Connecticut woke up almost two days after the tropical storm with more than 600,000 customers without power. As of Thursday evening, a significant chunk of our state still in the dark.

Leaders in Vernon and surrounding east of the river towns say there should be a better response from electric companies charging some of the highest rates in the U.S.

“Eversource’s response to this tropical storm has been an epic failure,” Vernon Town Administrator Michael Purcaro said, pointing to both power restoration and communication issues.

Leaders from multiple towns east of the Connecticut River hold a news conference on power problems after Tropical Storm Isaias

That’s just the start for utilities Eversource and United Illuminating. The Public Utilities Regulatory Authority, known as PURA, said it will initiate an investigation of the power companies’ response to this tropical storm, saying there was “…clearly a misstep in response.”

“I’ve seen a lot of presentations from both utilities about the investments that they made in response to the 2011 storms, and I understand that their line is going to be this could have been worse if we hadn’t been investing in the system since then, and what I have to say back to them is, I’m not sure how this could have been much worse," PURA Chairman Marissa Gillett said.
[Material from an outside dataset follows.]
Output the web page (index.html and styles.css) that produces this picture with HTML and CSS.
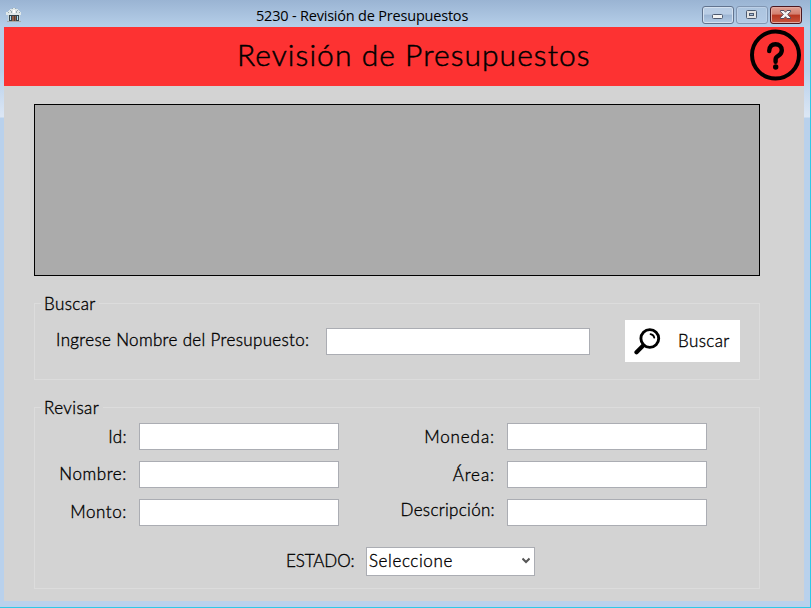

Local and state leaders have questioned the run-up to this storm and the preparation, in particular how many crews were in the state, and how quickly they started working.  In the case of Boston-based Eversource, which has the majority of Connecticut’s customers and outages, it now has 700 crews here, up from 450 a day ago.

“We had what I think was a sufficient amount to start the process.  Once the event happens, we know the damage, then we go into action and we go into the mutual aid process and we bring more crews in," Eversource President of Regional Electric Operations Craig Hallstrom explained.

Some have wondered if Eversource sent its crews to other potential damage hotspots and failed to redeploy fast enough, something the utility denied to NBC Connecticut the day after Isaias.

At the same time, in a recent report, PURA said that since 2013 Eversource and United Illuminating storm responses and restoration efforts have fallen within guidelines agreed to by regulators.  However, PURA also said it is still worth considering whether the restoration times and resource strategies set in those guidelines remain adequate.